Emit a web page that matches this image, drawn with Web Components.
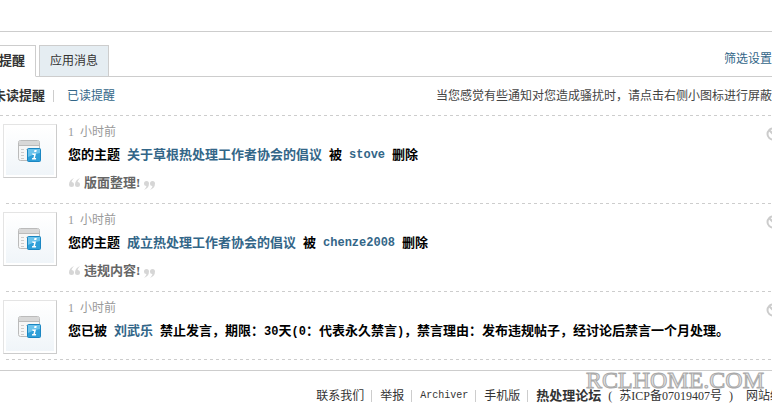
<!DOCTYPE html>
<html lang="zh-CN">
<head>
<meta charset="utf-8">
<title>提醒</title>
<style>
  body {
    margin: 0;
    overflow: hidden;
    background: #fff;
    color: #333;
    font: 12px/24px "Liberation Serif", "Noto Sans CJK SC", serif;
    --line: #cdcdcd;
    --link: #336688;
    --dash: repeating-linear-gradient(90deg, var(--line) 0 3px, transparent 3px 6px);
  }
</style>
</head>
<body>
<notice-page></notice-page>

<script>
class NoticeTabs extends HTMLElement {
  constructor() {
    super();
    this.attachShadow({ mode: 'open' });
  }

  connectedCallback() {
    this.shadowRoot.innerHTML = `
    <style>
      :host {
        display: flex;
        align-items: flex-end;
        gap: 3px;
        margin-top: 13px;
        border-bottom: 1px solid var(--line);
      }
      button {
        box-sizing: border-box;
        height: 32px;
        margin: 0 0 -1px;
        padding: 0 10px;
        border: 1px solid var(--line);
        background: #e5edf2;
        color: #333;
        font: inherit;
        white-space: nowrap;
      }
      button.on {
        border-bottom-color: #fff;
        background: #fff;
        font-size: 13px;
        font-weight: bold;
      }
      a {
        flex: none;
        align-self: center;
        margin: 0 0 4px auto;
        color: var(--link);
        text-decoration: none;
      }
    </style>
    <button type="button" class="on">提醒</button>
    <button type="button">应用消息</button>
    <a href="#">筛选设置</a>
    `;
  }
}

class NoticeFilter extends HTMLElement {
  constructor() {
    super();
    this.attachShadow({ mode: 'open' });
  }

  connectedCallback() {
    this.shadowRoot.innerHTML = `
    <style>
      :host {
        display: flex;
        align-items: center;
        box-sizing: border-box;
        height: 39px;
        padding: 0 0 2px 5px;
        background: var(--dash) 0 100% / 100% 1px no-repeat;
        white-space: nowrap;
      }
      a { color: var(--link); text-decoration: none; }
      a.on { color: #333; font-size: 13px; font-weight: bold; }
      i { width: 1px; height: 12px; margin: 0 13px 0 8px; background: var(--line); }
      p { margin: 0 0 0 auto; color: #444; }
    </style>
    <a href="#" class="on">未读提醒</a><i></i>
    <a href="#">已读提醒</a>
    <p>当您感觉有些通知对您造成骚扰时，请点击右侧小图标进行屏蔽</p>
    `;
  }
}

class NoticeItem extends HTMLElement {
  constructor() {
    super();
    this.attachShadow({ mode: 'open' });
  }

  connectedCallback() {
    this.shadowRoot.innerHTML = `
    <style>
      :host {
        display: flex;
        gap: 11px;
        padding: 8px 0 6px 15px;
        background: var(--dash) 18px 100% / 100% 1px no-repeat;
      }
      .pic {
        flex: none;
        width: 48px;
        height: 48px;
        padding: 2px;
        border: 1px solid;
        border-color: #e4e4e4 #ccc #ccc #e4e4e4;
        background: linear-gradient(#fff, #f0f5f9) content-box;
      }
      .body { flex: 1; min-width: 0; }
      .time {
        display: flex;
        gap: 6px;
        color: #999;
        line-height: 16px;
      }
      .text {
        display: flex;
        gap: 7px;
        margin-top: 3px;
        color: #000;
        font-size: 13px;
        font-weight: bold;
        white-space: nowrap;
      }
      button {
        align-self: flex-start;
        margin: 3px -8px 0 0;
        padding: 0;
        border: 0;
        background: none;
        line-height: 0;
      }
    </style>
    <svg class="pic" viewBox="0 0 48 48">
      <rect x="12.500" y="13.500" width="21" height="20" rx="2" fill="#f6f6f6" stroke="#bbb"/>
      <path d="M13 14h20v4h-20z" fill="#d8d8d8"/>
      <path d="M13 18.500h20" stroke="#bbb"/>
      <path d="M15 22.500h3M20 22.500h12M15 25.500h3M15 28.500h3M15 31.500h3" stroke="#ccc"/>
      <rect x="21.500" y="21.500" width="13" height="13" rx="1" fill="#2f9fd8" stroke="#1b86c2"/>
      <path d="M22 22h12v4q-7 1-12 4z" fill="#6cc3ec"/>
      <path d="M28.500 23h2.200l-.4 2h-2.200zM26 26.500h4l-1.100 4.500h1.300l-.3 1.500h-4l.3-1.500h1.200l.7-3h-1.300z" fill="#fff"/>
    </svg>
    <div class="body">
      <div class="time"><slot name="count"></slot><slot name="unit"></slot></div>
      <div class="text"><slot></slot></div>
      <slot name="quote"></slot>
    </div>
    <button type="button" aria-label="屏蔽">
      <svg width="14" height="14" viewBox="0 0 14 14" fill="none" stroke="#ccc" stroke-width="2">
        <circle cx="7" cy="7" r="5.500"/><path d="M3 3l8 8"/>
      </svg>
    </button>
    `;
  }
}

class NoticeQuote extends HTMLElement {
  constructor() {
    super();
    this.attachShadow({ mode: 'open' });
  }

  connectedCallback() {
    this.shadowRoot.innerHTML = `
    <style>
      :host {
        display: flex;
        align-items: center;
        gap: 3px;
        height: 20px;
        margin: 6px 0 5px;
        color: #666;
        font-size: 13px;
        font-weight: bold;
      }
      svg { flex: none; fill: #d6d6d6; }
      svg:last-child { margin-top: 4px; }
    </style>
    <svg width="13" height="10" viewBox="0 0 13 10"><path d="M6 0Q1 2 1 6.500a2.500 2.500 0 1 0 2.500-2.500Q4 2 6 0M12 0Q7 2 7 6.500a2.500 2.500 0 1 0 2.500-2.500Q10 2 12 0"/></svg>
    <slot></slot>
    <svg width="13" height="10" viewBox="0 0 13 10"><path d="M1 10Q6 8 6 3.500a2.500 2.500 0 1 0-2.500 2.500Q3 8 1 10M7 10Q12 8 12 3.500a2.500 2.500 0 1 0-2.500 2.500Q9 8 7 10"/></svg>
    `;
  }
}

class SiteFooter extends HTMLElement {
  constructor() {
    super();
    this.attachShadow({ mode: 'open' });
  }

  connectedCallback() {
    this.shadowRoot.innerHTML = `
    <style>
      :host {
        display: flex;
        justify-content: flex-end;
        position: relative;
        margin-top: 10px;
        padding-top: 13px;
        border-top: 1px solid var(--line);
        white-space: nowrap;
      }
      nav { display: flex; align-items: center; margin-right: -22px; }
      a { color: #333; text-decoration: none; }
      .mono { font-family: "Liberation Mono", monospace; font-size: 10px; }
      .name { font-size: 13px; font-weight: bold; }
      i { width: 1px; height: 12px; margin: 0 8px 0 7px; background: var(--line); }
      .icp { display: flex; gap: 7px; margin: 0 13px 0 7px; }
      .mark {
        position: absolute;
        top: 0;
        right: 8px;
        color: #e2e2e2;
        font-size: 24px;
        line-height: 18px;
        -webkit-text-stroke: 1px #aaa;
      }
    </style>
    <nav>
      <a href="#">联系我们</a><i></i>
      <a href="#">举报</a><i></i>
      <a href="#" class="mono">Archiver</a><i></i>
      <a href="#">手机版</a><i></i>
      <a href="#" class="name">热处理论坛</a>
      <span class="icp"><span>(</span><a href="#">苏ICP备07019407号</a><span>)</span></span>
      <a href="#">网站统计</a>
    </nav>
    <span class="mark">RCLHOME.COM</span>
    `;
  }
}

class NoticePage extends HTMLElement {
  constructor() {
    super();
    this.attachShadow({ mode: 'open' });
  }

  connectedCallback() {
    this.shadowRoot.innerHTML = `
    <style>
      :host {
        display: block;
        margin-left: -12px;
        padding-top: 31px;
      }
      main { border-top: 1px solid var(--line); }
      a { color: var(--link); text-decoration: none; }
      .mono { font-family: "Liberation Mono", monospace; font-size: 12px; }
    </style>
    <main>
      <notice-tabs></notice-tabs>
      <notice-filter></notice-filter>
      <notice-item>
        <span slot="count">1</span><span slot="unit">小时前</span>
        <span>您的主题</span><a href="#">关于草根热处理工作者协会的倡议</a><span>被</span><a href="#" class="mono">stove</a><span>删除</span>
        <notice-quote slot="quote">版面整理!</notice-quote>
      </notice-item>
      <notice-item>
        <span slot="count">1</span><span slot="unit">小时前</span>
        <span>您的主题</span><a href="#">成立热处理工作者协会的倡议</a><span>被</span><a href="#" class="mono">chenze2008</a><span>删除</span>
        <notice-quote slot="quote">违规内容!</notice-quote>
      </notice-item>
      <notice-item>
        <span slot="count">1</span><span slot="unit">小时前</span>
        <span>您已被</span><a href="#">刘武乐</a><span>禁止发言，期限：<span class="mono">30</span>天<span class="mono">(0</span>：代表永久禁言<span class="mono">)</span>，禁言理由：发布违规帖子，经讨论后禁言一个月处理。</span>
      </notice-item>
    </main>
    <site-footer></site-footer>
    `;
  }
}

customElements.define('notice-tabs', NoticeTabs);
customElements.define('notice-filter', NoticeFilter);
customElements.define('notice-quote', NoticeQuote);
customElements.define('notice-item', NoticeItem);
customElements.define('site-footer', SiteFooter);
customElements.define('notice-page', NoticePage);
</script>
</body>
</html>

· · · · · · ·

• _Stated problem_
Extract, word for word, each line from the top of the data down to and including the line with "<notice-page></notice-page>"; skip the pictures.

• _Task solution_
Emit a web page that matches this image, drawn with Web Components.
<!DOCTYPE html>
<html lang="zh-CN">
<head>
<meta charset="utf-8">
<title>提醒</title>
<style>
  body {
    margin: 0;
    overflow: hidden;
    background: #fff;
    color: #333;
    font: 12px/24px "Liberation Serif", "Noto Sans CJK SC", serif;
    --line: #cdcdcd;
    --link: #336688;
    --dash: repeating-linear-gradient(90deg, var(--line) 0 3px, transparent 3px 6px);
  }
</style>
</head>
<body>
<notice-page></notice-page>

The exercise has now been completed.